I have been typcast as a director of comedy films – Milap Zaveri
One of the better things about the recent development of films for the Internet is that it has given a boost to the shorter format. Today, short films have everything that one could imagine only a feature version to have. From form to the scale of the film, everything is changing. More and more people associated with the feature format are opting for the shorter version for many a reasons. Even acclaimed actors are exploring the medium of shorts. And not just that, short films today also have premieres and special screenings.
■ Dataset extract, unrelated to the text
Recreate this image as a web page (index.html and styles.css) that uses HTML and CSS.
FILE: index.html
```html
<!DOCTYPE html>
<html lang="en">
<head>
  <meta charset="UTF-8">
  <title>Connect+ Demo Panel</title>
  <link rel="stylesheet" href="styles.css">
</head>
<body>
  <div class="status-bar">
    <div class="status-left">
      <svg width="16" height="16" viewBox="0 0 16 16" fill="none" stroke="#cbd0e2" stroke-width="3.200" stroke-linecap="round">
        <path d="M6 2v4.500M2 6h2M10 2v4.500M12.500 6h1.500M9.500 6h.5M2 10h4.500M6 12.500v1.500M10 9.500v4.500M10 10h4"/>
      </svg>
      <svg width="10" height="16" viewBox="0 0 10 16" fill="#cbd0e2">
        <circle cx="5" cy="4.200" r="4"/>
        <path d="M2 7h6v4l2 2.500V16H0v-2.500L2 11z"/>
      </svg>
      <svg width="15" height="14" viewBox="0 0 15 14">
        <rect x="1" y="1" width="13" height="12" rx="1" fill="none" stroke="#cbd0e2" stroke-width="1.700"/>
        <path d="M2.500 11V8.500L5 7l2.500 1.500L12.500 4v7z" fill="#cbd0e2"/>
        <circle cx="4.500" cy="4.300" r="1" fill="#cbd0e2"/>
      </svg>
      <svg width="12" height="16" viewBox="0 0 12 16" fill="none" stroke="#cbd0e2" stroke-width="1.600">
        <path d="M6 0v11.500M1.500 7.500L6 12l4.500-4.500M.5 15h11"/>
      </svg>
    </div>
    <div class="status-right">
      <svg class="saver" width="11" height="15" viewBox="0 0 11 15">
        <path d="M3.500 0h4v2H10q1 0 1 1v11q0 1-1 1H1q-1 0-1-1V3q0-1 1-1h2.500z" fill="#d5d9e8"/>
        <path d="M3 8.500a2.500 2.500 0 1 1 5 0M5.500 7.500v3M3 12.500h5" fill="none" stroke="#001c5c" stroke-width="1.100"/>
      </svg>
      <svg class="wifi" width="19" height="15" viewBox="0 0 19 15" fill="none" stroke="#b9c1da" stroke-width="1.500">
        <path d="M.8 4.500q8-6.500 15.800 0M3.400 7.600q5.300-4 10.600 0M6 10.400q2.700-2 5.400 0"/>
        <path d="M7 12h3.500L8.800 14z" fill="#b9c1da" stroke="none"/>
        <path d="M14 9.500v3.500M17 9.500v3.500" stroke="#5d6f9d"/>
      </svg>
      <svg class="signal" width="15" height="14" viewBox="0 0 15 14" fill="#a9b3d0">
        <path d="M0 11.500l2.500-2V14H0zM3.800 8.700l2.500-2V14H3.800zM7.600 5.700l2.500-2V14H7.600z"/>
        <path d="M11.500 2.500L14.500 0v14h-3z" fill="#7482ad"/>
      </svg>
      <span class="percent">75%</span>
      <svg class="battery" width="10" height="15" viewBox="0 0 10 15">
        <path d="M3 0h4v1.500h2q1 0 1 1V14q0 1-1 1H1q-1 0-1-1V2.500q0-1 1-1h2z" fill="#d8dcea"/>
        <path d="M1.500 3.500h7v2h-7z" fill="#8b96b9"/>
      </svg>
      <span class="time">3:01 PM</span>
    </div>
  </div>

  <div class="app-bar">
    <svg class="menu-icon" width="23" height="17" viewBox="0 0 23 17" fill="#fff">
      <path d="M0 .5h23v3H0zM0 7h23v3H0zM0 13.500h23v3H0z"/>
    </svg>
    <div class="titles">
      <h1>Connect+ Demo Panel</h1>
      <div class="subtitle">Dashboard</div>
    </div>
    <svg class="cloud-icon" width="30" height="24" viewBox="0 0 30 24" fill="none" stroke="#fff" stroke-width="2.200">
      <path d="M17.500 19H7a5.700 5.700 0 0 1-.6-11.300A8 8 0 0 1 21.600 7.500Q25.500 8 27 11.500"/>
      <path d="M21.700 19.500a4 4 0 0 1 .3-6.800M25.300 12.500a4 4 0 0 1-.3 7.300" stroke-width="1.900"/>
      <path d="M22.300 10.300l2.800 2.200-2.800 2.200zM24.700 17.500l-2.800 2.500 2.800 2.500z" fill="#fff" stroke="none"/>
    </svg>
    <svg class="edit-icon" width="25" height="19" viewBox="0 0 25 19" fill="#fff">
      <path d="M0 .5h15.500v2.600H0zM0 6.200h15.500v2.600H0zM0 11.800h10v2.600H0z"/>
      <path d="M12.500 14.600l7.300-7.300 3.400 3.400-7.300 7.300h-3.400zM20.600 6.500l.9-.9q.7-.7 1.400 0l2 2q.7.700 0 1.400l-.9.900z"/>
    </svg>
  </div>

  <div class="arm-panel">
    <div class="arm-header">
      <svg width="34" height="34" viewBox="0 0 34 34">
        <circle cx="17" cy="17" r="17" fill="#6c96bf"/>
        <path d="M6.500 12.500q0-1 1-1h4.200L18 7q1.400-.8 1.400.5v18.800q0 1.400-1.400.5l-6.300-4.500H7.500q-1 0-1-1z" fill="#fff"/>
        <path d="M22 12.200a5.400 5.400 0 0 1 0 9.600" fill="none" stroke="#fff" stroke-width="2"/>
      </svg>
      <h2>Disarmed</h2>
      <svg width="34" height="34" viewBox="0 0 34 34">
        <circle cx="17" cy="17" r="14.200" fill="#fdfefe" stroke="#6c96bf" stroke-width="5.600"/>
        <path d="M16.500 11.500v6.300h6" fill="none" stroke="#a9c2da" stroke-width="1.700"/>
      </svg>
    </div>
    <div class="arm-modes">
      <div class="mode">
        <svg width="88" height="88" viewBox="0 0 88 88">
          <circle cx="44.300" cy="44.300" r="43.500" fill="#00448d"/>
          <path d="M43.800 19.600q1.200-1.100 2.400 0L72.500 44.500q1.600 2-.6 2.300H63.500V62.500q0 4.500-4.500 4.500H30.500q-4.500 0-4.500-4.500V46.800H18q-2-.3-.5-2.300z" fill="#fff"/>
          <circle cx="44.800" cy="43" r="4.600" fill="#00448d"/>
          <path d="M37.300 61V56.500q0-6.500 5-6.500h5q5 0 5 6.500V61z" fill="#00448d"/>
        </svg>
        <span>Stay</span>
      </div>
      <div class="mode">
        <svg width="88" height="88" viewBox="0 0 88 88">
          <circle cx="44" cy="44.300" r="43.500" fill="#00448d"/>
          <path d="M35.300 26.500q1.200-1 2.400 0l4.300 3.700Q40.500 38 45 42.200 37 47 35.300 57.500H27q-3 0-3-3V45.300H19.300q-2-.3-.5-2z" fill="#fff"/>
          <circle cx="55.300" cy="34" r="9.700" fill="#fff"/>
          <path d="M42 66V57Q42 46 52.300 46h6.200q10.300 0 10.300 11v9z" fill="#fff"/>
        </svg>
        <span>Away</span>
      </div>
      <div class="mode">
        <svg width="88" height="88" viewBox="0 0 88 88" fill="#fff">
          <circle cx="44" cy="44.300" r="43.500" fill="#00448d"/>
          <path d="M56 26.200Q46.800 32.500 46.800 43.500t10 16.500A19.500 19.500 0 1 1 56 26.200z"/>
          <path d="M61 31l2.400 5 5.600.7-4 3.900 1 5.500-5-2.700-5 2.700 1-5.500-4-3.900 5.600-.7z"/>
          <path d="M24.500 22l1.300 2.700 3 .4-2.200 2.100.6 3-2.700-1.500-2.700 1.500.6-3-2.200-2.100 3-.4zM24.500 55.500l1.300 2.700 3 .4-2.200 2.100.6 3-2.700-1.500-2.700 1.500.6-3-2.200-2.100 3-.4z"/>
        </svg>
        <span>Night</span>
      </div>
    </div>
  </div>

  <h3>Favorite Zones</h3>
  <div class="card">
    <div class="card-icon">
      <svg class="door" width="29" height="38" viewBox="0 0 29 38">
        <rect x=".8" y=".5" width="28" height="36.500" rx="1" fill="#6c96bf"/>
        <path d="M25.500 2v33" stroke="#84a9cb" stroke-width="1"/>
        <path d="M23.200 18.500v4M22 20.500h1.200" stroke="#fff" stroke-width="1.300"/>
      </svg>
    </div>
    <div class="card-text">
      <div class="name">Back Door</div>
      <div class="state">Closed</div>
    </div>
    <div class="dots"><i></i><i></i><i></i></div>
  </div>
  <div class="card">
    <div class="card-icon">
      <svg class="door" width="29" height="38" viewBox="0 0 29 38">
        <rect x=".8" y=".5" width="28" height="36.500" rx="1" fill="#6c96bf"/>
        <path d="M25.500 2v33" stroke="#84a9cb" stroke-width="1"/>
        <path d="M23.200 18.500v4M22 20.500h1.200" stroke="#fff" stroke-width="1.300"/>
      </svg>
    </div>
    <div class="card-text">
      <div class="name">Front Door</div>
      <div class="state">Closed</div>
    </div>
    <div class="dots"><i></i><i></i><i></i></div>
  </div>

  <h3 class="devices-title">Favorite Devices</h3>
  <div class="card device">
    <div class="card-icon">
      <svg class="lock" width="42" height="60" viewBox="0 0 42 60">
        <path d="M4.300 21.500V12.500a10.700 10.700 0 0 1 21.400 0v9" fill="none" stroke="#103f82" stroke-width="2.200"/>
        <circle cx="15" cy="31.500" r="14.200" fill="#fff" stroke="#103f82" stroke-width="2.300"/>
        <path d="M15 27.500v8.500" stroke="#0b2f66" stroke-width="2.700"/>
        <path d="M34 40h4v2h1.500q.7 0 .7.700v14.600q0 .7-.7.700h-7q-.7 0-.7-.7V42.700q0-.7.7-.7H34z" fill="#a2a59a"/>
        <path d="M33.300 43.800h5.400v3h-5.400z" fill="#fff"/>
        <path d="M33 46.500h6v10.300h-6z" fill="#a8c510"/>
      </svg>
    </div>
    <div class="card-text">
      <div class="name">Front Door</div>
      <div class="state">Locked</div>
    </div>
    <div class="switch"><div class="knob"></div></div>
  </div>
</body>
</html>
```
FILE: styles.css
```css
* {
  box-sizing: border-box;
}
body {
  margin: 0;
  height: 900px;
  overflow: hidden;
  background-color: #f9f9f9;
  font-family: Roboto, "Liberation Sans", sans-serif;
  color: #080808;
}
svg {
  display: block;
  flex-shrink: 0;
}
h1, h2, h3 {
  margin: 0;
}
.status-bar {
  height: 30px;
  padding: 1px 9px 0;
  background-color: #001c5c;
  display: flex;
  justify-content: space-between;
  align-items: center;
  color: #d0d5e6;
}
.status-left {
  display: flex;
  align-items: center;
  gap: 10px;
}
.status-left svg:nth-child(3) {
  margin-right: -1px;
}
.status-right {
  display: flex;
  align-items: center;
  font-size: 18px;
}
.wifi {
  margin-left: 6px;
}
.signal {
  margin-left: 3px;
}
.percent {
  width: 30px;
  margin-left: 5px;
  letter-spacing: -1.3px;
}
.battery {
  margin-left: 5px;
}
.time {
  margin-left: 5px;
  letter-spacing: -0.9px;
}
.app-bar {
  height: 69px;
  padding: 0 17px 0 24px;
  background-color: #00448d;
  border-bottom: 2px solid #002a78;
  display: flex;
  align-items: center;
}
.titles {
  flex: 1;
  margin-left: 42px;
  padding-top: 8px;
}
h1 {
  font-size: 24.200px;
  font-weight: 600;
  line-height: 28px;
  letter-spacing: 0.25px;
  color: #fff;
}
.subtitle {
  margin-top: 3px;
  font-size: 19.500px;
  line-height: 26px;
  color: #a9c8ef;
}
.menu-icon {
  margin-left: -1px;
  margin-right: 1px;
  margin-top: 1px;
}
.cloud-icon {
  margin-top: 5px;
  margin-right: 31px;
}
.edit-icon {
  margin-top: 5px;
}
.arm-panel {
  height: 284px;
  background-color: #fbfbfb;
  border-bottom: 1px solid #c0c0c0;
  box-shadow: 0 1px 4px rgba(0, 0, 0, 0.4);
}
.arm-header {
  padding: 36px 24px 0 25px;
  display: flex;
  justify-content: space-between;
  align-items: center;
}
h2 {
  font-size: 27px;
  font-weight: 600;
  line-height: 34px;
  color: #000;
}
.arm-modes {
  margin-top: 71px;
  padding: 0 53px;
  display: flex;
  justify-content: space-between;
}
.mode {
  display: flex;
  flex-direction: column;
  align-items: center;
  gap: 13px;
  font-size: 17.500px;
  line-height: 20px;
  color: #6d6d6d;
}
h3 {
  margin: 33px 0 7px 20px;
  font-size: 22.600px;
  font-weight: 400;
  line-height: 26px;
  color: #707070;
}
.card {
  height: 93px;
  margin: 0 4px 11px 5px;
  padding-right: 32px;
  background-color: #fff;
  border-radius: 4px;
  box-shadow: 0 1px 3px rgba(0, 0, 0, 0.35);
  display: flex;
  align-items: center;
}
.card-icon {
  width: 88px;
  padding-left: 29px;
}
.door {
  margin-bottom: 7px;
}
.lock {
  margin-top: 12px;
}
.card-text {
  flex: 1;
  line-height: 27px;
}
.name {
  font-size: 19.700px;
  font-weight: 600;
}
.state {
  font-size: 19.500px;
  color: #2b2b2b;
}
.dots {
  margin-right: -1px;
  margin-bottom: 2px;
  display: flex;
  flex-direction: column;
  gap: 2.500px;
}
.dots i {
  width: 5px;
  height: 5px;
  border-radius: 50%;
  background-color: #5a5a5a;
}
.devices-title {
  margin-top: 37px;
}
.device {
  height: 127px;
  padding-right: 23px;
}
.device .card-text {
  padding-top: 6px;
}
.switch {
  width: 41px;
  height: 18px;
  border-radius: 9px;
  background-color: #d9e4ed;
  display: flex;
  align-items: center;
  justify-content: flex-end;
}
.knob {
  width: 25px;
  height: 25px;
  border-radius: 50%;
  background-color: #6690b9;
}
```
Recently the premiere of the short film Raakh was held at Sunny Super Sound, Juhu. The film is a three-hander and stars Richa Chadda, Vir Das and Shaad Randhawa. Pandolin spoke with the director cum producer cum writer of the film Milap Zaveri to know about the film, his intention and the short film format at large.
What is Raakh about?
The film is about a mix of human emotions such as revenge, love and anger. It’s about all the feelings that humans have, which guide them to do things which they wouldn’t do normally.
What drove you to experiment with the short format? What are the advantages over a feature-length format?
I have been typecast as a director of comedy films. I wanted to break that image. Raakh allowed me to do something dramatic. As a writer I have written films like Kaante, Ek Villain, Shootout at Wadala etc. But as a director I haven’t had the opportunity to make such films.
The advantage of the medium is that it allowed me to show my potential as a director who can make films other than comedy. The film’s duration is twenty minutes and in those twenty minutes I took a challenge of showing that I can make dramatic films as well.
You have written all kinds of genres ranging from crime thrillers to sex comedies. Raakh is a thriller. Why did you choose this genre?
As I said, short films give you an advantage about whatever story you want to tell. There is a restriction of time but that only makes you work harder on the script and the shoot. You don’t have time to show the back stories of the characters. From the word go, you have to make people get into the world of the characters. It’s very challenging and it showcases your strengths as a director. It excited me and I couldn’t stop myself from taking that challenge.
With Raakh, you also turn a producer. How was it different from your previous roles?
It was a wonderful experience. I have turned producer with my company Write Direction Films, pun intended in the name (Laughs). It was a learning experience. After donning the shoes of a producer, I now respect my earlier producers even more. It is a demanding job. The hard work and effort that producers put in behind the scenes is commendable. I have been lucky to have a team like Sandeep Kewlani, Vardhaman Choksi, Prachi Thadani and Officer’s Choice blue who came on board and presented the film. I am also grateful to T Series for releasing Raakh as their first ever short on their YouTube channel.
Since you are the writer, director and producer of the film, how difficult or easy was the casting process? And why did you zero in on these particular actors?
I have worked with Shaad Randhawa and Veer Das before. Everyone in this film had a point to prove. Veer had a point to prove that he can do things other than comedy. Shaad had to prove that apart from playing a supporting actor he can also carry a film as a lead. And me, as I told you, had to prove that I can do dramatic films. Richa is a hallmark of great acting and talent. It was wonderful for us that she agreed to do this film because it gave us some respectability. All three were my first choices and I am lucky that I could manage to get them on board.
Having worked in shorts and features both, how do you see difference in techniques of storytelling? Are short films the future?
There is no difference at all. In both the mediums we are telling stories. One says it in a longer time while the other takes less time. There will always be room for experimentation and new ideas. Short films are doing well. Both Ahalya and Kriti did wonderfully well. I hope Raakh will also follow their footsteps. More people will get an opportunity to showcase their talents in this format and then maybe climb on to bigger platforms.